ISLAMABAD: Prominent lawyer Asma Jehangir has categorically stated that she has ‘no confidence’ in the judicial commission constituted by the Supreme Court to investigate the memogate scandal and refused to represent former ambassador to the US Husain Haqqani in the case.
“I quit as Haqqani’s lawyer but my client will pursue his case,” Ms Jehangir told Dawn on Sunday. “This is the court’s order and we have to follow it but I told (Haqqani) to engage some other lawyer.”
The development is likely to trigger a new debate in political and judicial circles.
The judicial commission will hold its first meeting on Monday in the Islamabad High Court building. It has sent notices to seven people, including ISI Director General Maj Gen Ahmed Shuja Pasha, Husain Haqqani, Asma Jehangir and Pakistani-American businessman Mansoor Ijaz to appear before it.
Mansoor Ijaz claims to have delivered a memo to US military chief Gen Mike Mullen in May last year at the behest of Mr Haqqani and the government of Pakistan to avert a military coup.
Ms Jehangir said she had asked her client (Haqqani) to find another lawyer to plead his case in the Supreme Court and appear before the judicial commission.
A nine-judge bench of the Supreme Court headed by Chief Justice Iftikhar Chaudhry formed a commission on Friday headed by Balochistan High Court’s Chief Justice Qazi Faez Isa. Chief justices of the high courts of Islamabad and Sindh are members of the commission.
Ms Jehangir accused the apex court judges of acting as acolytes of the establishment. “If nine judges of the Supreme Court can be (under their influence), then I am sorry to say I cannot have any expectations from the high court judges,” she said.
“Should we close our eyes? Should we allow ourselves to be fooled? I have told my client he can appear before the commission if he wants to, and he will go. I have no confidence at all (in the commission).”
The lawyer said: “She does not have any trust in the commission constituted by the SC and, therefore, I believe that nothing will be gained from it.”

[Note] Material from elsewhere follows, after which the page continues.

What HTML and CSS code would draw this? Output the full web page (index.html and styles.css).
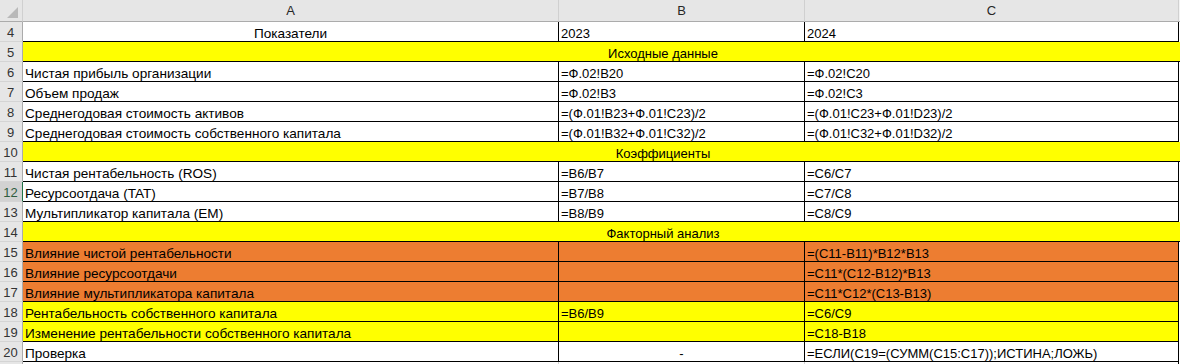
FILE: index.html
```html
<!DOCTYPE html>
<html lang="ru">
<head>
<meta charset="utf-8">
<title>Sheet</title>
<link rel="stylesheet" href="styles.css">
</head>
<body>
<div class="sheet">
  <div class="row head">
    <div class="corner"><svg width="22" height="21" viewBox="0 0 22 21"><polygon points="7,18 18,18 18,7" fill="#b9b9b9"/></svg></div>
    <div class="colh">A</div>
    <div class="colh">B</div>
    <div class="colh">C</div>
    <div class="colh tail"></div>
  </div>

  <div class="row">
    <div class="rh">4</div>
    <div class="c lbl center">Показатели</div>
    <div class="c">2023</div>
    <div class="c">2024</div>
    <div class="x"></div>
  </div>
  <div class="row">
    <div class="rh">5</div>
    <div class="c sec yellow">Исходные данные</div>
  </div>
  <div class="row">
    <div class="rh">6</div>
    <div class="c lbl">Чистая прибыль организации</div>
    <div class="c">=Ф.02!B20</div>
    <div class="c">=Ф.02!C20</div>
    <div class="x"></div>
  </div>
  <div class="row">
    <div class="rh">7</div>
    <div class="c lbl">Объем продаж</div>
    <div class="c">=Ф.02!B3</div>
    <div class="c">=Ф.02!C3</div>
    <div class="x"></div>
  </div>
  <div class="row">
    <div class="rh">8</div>
    <div class="c lbl">Среднегодовая стоимость активов</div>
    <div class="c">=(Ф.01!B23+Ф.01!C23)/2</div>
    <div class="c">=(Ф.01!C23+Ф.01!D23)/2</div>
    <div class="x"></div>
  </div>
  <div class="row">
    <div class="rh">9</div>
    <div class="c lbl">Среднегодовая стоимость собственного капитала</div>
    <div class="c">=(Ф.01!B32+Ф.01!C32)/2</div>
    <div class="c">=(Ф.01!C32+Ф.01!D32)/2</div>
    <div class="x"></div>
  </div>
  <div class="row">
    <div class="rh">10</div>
    <div class="c sec yellow">Коэффициенты</div>
  </div>
  <div class="row">
    <div class="rh">11</div>
    <div class="c lbl">Чистая рентабельность (ROS)</div>
    <div class="c">=B6/B7</div>
    <div class="c">=C6/C7</div>
    <div class="x"></div>
  </div>
  <div class="row">
    <div class="rh sel">12</div>
    <div class="c lbl">Ресурсоотдача (TAT)</div>
    <div class="c">=B7/B8</div>
    <div class="c">=C7/C8</div>
    <div class="x"></div>
  </div>
  <div class="row">
    <div class="rh">13</div>
    <div class="c lbl">Мультипликатор капитала (EM)</div>
    <div class="c">=B8/B9</div>
    <div class="c">=C8/C9</div>
    <div class="x"></div>
  </div>
  <div class="row">
    <div class="rh">14</div>
    <div class="c sec yellow">Факторный анализ</div>
  </div>
  <div class="row">
    <div class="rh">15</div>
    <div class="c lbl orange">Влияние чистой рентабельности</div>
    <div class="c orange"></div>
    <div class="c orange">=(C11-B11)*B12*B13</div>
    <div class="x"></div>
  </div>
  <div class="row">
    <div class="rh">16</div>
    <div class="c lbl orange">Влияние ресурсоотдачи</div>
    <div class="c orange"></div>
    <div class="c orange">=C11*(C12-B12)*B13</div>
    <div class="x"></div>
  </div>
  <div class="row">
    <div class="rh">17</div>
    <div class="c lbl orange">Влияние мультипликатора капитала</div>
    <div class="c orange"></div>
    <div class="c orange">=C11*C12*(C13-B13)</div>
    <div class="x"></div>
  </div>
  <div class="row">
    <div class="rh">18</div>
    <div class="c lbl yellow">Рентабельность собственного капитала</div>
    <div class="c yellow">=B6/B9</div>
    <div class="c yellow">=C6/C9</div>
    <div class="x"></div>
  </div>
  <div class="row">
    <div class="rh">19</div>
    <div class="c lbl yellow">Изменение рентабельности собственного капитала</div>
    <div class="c yellow"></div>
    <div class="c yellow">=C18-B18</div>
    <div class="x"></div>
  </div>
  <div class="row">
    <div class="rh">20</div>
    <div class="c lbl">Проверка</div>
    <div class="c center">-</div>
    <div class="c">=ЕСЛИ(C19=(СУММ(C15:C17));ИСТИНА;ЛОЖЬ)</div>
    <div class="x"></div>
  </div>
  <div class="row">
    <div class="rh"></div>
    <div class="g"></div>
    <div class="g"></div>
    <div class="g last"></div>
    <div class="x"></div>
  </div>
</div>
</body>
</html>
```

FILE: styles.css
```css
html, body {
  margin: 0;
  padding: 0;
  background: #ffffff;
}
body {
  font-family: "Liberation Sans", Arial, sans-serif;
  font-size: 13px;
  color: #000;
  width: 1180px;
  height: 364px;
  overflow: hidden;
}
.sheet {
  display: flex;
  flex-direction: column;
}
.row {
  display: grid;
  grid-template-columns: 23px 536px 246px 374px 1px;
  height: 20px;
}
.row.head {
  height: 22px;
}
.corner {
  background: #e6e6e6;
  border-right: 1px solid #d0d0d0;
  border-bottom: 1px solid #ababab;
  box-sizing: border-box;
}
.corner svg {
  display: block;
}
.colh {
  background: #e6e6e6;
  border-right: 1px solid #d0d0d0;
  border-bottom: 1px solid #ababab;
  box-sizing: border-box;
  text-align: center;
  line-height: 21px;
  color: #262626;
}
.colh.tail {
  border-right: none;
  background: #f3f3f3;
}
.rh {
  background: #e6e6e6;
  border-right: 1px solid #ababab;
  border-bottom: 1px solid #d4d4d4;
  box-sizing: border-box;
  text-align: center;
  color: #333;
  line-height: 15px;
  padding-top: 3px;
  padding-right: 1px;
}
.rh.sel {
  background: #d2d2d2;
  color: #2f5d3f;
  border-right: 1px solid #217346;
}
.c {
  box-sizing: border-box;
  border-right: 1px solid #000;
  border-bottom: 1px solid #000;
  padding: 4px 2px 0 2px;
  line-height: 15px;
  white-space: nowrap;
  overflow: hidden;
}
.c.lbl {
  font-size: 13.6px;
}
.c.center {
  text-align: center;
}
.c.sec {
  grid-column: 2 / 6;
  border-right: none;
  text-align: center;
  padding-left: 125px;
}
.yellow {
  background: #ffff00;
}
.orange {
  background: #ed7d31;
}
.g {
  box-sizing: border-box;
  border-right: 1px solid #d4d4d4;
}
.g.last {
  border-right: 1px solid #000;
}
.x {
  background: #ffffff;
}
```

Some legal experts are of the opinion that Asma Jehangir’s decision would have serious implications and may be construed as contempt of court. But Justice (retd) Tariq Mehmood said: “When judgments become public document they can be criticised but now it is up to the Supreme Court that what decision it takes on the statement and decision of Asma Jehangir.”

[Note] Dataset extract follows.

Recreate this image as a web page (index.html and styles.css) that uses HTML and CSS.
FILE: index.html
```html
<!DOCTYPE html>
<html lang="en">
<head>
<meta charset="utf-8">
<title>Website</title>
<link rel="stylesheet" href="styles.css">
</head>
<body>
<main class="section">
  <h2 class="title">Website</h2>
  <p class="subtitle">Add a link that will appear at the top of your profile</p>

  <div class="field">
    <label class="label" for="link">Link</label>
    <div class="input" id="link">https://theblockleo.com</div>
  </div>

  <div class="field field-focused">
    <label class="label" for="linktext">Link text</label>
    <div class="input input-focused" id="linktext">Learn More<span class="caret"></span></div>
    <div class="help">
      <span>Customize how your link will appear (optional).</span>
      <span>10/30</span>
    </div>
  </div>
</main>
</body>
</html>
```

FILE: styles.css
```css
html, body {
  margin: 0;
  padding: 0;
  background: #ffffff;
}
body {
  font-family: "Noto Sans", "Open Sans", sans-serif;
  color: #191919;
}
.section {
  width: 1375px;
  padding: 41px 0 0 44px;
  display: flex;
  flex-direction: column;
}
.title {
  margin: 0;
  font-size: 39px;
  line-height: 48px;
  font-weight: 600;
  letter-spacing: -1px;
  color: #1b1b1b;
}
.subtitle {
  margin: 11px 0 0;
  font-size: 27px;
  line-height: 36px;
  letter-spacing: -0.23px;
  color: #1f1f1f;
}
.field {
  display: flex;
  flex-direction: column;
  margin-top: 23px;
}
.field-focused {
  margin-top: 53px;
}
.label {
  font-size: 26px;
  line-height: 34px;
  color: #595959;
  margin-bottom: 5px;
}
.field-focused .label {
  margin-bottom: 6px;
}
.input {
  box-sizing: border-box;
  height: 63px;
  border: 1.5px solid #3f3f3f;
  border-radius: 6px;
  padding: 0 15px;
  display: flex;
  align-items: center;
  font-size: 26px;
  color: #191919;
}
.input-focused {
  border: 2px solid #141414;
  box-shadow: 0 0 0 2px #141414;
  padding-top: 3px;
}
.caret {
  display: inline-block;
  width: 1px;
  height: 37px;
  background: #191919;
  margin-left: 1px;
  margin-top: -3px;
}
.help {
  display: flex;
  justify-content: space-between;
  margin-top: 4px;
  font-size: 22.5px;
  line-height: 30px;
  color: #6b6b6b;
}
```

Ms Jehangir has described the SC decision to admit the memo petitions as a ‘black chapter’ in the judiciary’s history. She said the judiciary was restored after an unprecedented struggle with the hope of getting justice, but unfortunately the dream was not fulfilled.
She confirmed reports that Mr Haqqani had sought refuge in the Prime Minister’s House because of fears he could be picked up by the ISI if he lived anywhere else.
“Yes, he has a fear that he can be picked up and tortured by the ISI to get a statement which suits the spy agency.”
Commenting on Asma Jehangir’s statement, Pakistan Muslim League-N spokesman Mushahid Ullah Khan said the court did not decide case in accordance with the will of lawyers.
“She herself had opted to defend Hussain Haqqani in the memo case,” he said.
Former federal minister Sheikh Rashid Ahmed said: “Asma has her own ideology which is known to everyone.”